Contributor "kythe":"I have read The Silmarillion more times than I can count"
Contributor "Bick": "In a fairly recent re-reading of the Silmarillion and LOTR, I found the Silmarillion to be more satisfying."
Contributo "The Big Peat": "I just flat up love the Silmarillion in its own right"
And so on.
Very interesting - and thought-provoking - post and comments!
Going on tangents... I wonder:
if authorial two-hits (which two works someone is (most/best) known for) sometimes shift over time?
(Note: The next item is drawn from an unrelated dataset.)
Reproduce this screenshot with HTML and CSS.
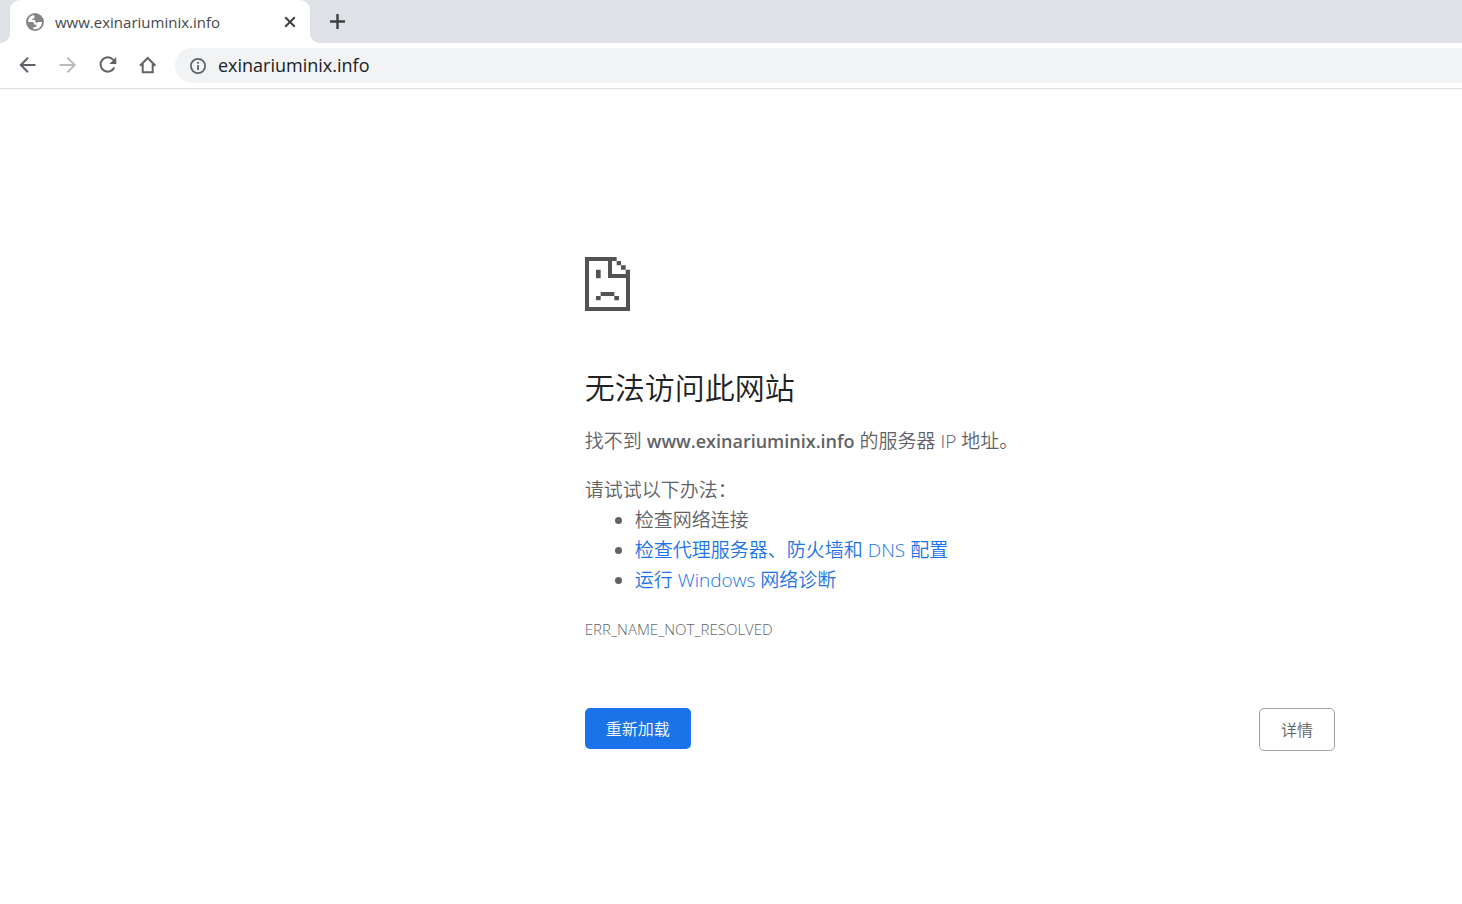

how things like trilogies and other series work in this context (e.g., should we count E. Nesbit's Bastable series and Psammead series as one 'hit' each? - does anyone who likes one book in each set, not go on to read and like the other two, once they are known to exist?)?
how rare or common it is to go in search of more works by the author?
how exceptional is Tolkien in that (1) The Hobbit and LotR are a sort of published 'diptych', (2) but some readers who like The Hobbit don't like LotR as much after the Shire first part, and vice versa (i.e., liking the post Shire LotR more than The Hobbit), (3) other free-standing published works like Farmer Giles, Smith, Leaf by Niggle, and the posthumously-published Father Christmas Letters, Mr. Bliss, and Roverandom are not that much like either The Hobbit or LotR?
how different might things have been if Tolkien had got both The Hobbit and Roverandom published when he tried, or, again, only Roverandom? (I feel pretty sure Tolkien would be a one-hit author with me if Roverandom was the only thing of his ever published.)
David Llewellyn Dodds
@Wurmbrand,thanks! That is the sort of evidence I was asking for.
I still wonder, though, if any of these Silmarillion fanciers has ever read the Silmarillion out loud to a willing listener.
Karl, I read most or all of it on to tape for a blind friend when it first came out...
I read The Silmarillion aloud en famille twice, with grateful reception. I wonder how many people have listened to all of Martin Shaw's audiobook? (repeatedly)?
David Llewellyn Dodds
@DLD Ive listened to it at least three times. Plus Christopher reading excerpts.